Letitia Elizabeth Landon 1802-1838

Letitia Landon was born in Chelsea, the daughter of a senior clerk in a firm supplying the army during the wars against the French. One of her uncles was the Dean of Worcester College, Oxford and another the rector of Aberford in Yorkshire. She attended a highly-rated primary school in Knightsbridge and was later educated at home by an older cousin. In 1809 the family moved to the country to own a farm but moved back to London in 1815 because of the agricultural depression. She had a younger brother, Whittington Henry, whose fees at Worcester College she paid through her earnings as a poet, and a younger sister, Elizabeth who died aged thirteen. She dedicated her poem Captain Cook to her brother as a memento of their childhood days and it is thought that her poem The Forgotten one was in memory of her sister.

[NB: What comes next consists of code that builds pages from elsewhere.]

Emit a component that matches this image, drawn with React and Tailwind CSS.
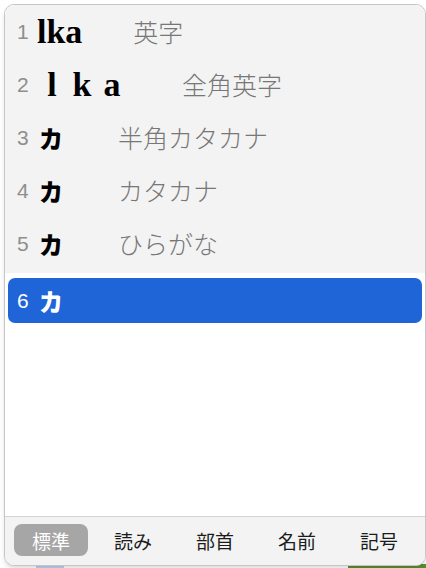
import React from "react";

const jp = { fontFamily: '"Noto Sans CJK JP", "Noto Sans", sans-serif' };
const serif = { fontFamily: '"Liberation Serif", "Noto Sans CJK JP", serif' };
const sans = { fontFamily: '"Liberation Sans", Arial, sans-serif' };

const rows = [
  { n: "1", label: "英字", kind: "latin" },
  { n: "2", label: "全角英字", kind: "wide" },
  { n: "3", label: "半角カタカナ", kind: "kana" },
  { n: "4", label: "カタカナ", kind: "kana" },
  { n: "5", label: "ひらがな", kind: "kana" },
];

const tabs = ["標準", "読み", "部首", "名前", "記号"];

const Candidate = ({ kind, white }) => {
  const color = white ? "text-white" : "text-black";
  if (kind === "latin") {
    return (
      <span className={`text-[34px] font-bold leading-none ${color}`} style={serif}>
        lka
      </span>
    );
  }
  if (kind === "wide") {
    return (
      <span className={`flex text-[34px] font-bold leading-none ${color}`} style={serif}>
        <span className="w-[30px] text-center">l</span>
        <span className="w-[30px] text-center">k</span>
        <span className="w-[30px] text-center">a</span>
      </span>
    );
  }
  return (
    <span className={`pl-[2px] text-[24px] font-black leading-none ${color}`} style={jp}>
      カ
    </span>
  );
};

const App = () => {
  return (
    <div className="relative w-[426px] h-[568px] overflow-hidden bg-white">
      {/* document behind the popup */}
      <div className="text-[28px] leading-[40px] text-[#333] -mt-[35px] whitespace-nowrap" style={jp}>
        とカタカナに直せるバ
      </div>
      <div className="absolute left-0 bottom-0 h-[3px] w-[28px] ml-[36px] bg-[#bcd3ee]" />
      <div className="absolute right-0 bottom-0 h-[4px] w-[78px] bg-[#5b8f2f]" />

      {/* candidate popup */}
      <div className="absolute left-[4px] top-[4px] w-[422px] h-[562px] flex flex-col overflow-hidden rounded-[10px] border border-[#c6c6c6] bg-white shadow-md">
        <div className="bg-[#f3f3f3] pb-[3px]">
          {rows.map((r) => (
            <div key={r.n} className="flex items-center h-[53px] pl-[12px]">
              <span className="w-[20px] text-[21px] text-[#8e8e8e] leading-none" style={sans}>
                {r.n}
              </span>
              <Candidate kind={r.kind} />
              <span
                className={`text-[25px] font-light text-[#777] leading-none ${
                  r.kind === "latin" ? "ml-[51px]" : "ml-[55px]"
                }`}
                style={jp}
              >
                {r.label}
              </span>
            </div>
          ))}
        </div>

        <div className="flex-1 px-[3px] pt-[5px]">
          <div className="flex items-center h-[45px] rounded-[7px] bg-[#1f65d8] pl-[9px]">
            <span className="w-[20px] text-[21px] text-white leading-none" style={sans}>
              6
            </span>
            <Candidate kind="kana" white />
          </div>
        </div>

        <div className="h-[49px] border-t border-[#d4d4d4] bg-[#f3f3f3] flex gap-[8px] px-[9px] pt-[7px]">
          {tabs.map((t, i) => (
            <div
              key={t}
              className={`w-[74px] h-[32px] flex items-center justify-center rounded-[8px] text-[19px] leading-none ${
                i === 0 ? "bg-[#a6a6a6] text-white" : "text-[#1c1c1c]"
              }`}
              style={jp}
            >
              {t}
            </div>
          ))}
        </div>
      </div>
    </div>
  );
};

export default App;
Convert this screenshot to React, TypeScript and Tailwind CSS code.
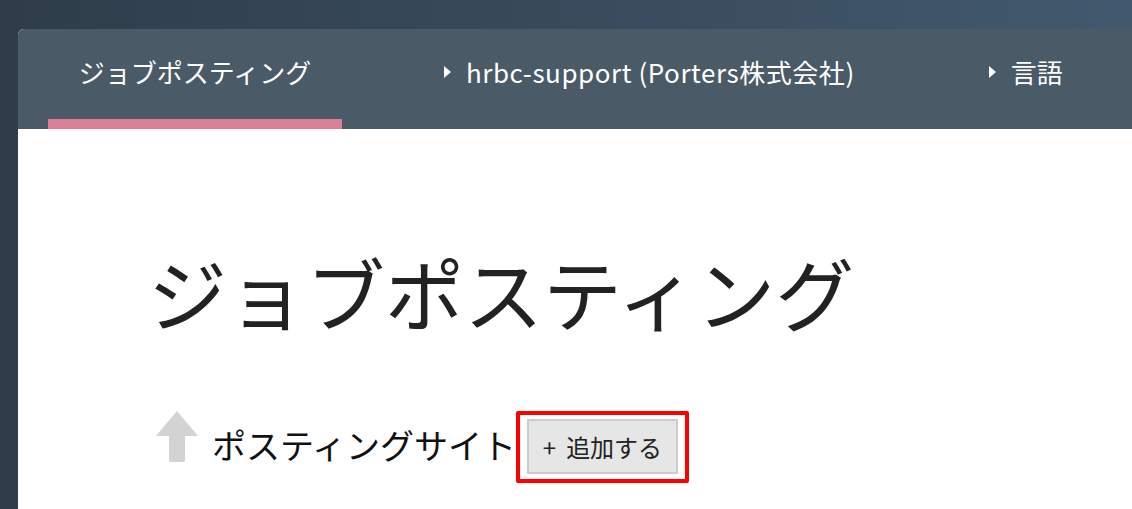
import React from "react";

const jp = { fontFamily: '"Noto Sans CJK JP", "Noto Sans", sans-serif' };

function Caret() {
    return (
        <svg width="7" height="12" viewBox="0 0 7 12" className="mr-[15px]">
            <path d="M0 0 L7 6 L0 12 Z" fill="#ffffff" />
        </svg>
    );
}

function UpArrow() {
    return (
        <svg width="42" height="52" viewBox="0 0 42 52">
            <path d="M21 0 L42 25 L29 25 L29 49 Q29 51 27 51 L15 51 Q13 51 13 49 L13 25 L0 25 Z" fill="#d3d3d3" />
        </svg>
    );
}

export default function App() {
    return (
        <div
            className="w-[1132px] h-[509px] overflow-hidden bg-gradient-to-r from-[#2f3d4a] to-[#42596d] pt-[29px] pl-[18px]"
            style={jp}
        >
            <div className="h-full bg-white rounded-tl-[6px] overflow-hidden">
                {/* Top navigation */}
                <nav className="h-[100px] bg-[#4a5a66] flex items-stretch text-white">
                    <div className="relative ml-[30px] w-[294px] flex items-center justify-center pb-[14px]">
                        <span className="text-[26px] leading-none">ジョブポスティング</span>
                        <div className="absolute left-0 right-0 bottom-0 h-[10px] bg-[#db8095]" />
                    </div>
                    <div className="ml-[102px] flex items-center pb-[14px]">
                        <Caret />
                        <span className="text-[26px] leading-none tracking-[0.55px]">hrbc-support (Porters株式会社)</span>
                    </div>
                    <div className="ml-[134px] flex items-center pb-[14px]">
                        <Caret />
                        <span className="text-[26px] leading-none">言語</span>
                    </div>
                </nav>

                {/* Content */}
                <div className="pl-[130px] pt-[123px]">
                    <h1 className="text-[79px] leading-none font-normal text-[#222222]">ジョブポスティング</h1>

                    <div className="mt-[80px] flex items-start">
                        <div className="ml-[8px]">
                            <UpArrow />
                        </div>
                        <span className="ml-[14px] mt-[17px] text-[34px] leading-none text-[#111111]">ポスティングサイト</span>
                        <div className="border-[4px] border-[#ff0000] rounded-[2px] px-[7px] pt-[4px] pb-[5px]">
                            <button className="h-[55px] w-[151px] flex items-center justify-center bg-[#e6e6e6] border-[2px] border-[#cccccc] text-[24px] leading-none text-[#222222]">
                                <span className="mr-[10px]">+</span>
                                <span>追加する</span>
                            </button>
                        </div>
                    </div>
                </div>
            </div>
        </div>
    );
}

Letitia showed early promise as a poet and worked with William Jerdan, the editor of the Literary Gazette, who employed her as the magazine’s chief reviewer and published her poems. He was some twenty years her senior and married with several children. It later transpired that he was more than her literary mentor and at the time she became the victim of scandalous rumours which led to the cancellation of her marriage to John Forster, a biographer and literary critic ten years her junior. Subsequent research has revealed that the rumours were not unfounded, as she had three illegitimate children with Jerdan.

She published her first collection of poems, The Fate of Adelaide, in 1821 under her own name and later two poems under the initials L. E. L. which aroused a lot of interest. After the publication of her second volume, The Improvatrice (1824) she was described as the “female Byron” or “English Sappho”. She went on to publish four further volumes of poetry between then and 1835. She also wrote four novels. In 1938 she married George Maclean, the governor of Gold Coast (now Ghana) and moved out there with him in August of that year. Two months later she was found dead, a bottle of the poison, prussic acid, in her hand. There has been much speculation as to whether this was suicide, an accidental overdose, or even murder by her husband’s jealous native mistress.

Her death was greatly mourned and both Elizabeth Barrett Browning and Christina Rosetti wrote glowing poetic tributes to her. Her poetry, which was prolific, covered a wide range of themes and was widely admired in her day, although it is now considered by some to be overly simple and sentimental. There is no doubt, however, that it displays great intellectual power, emotional intensity, imagination and passion.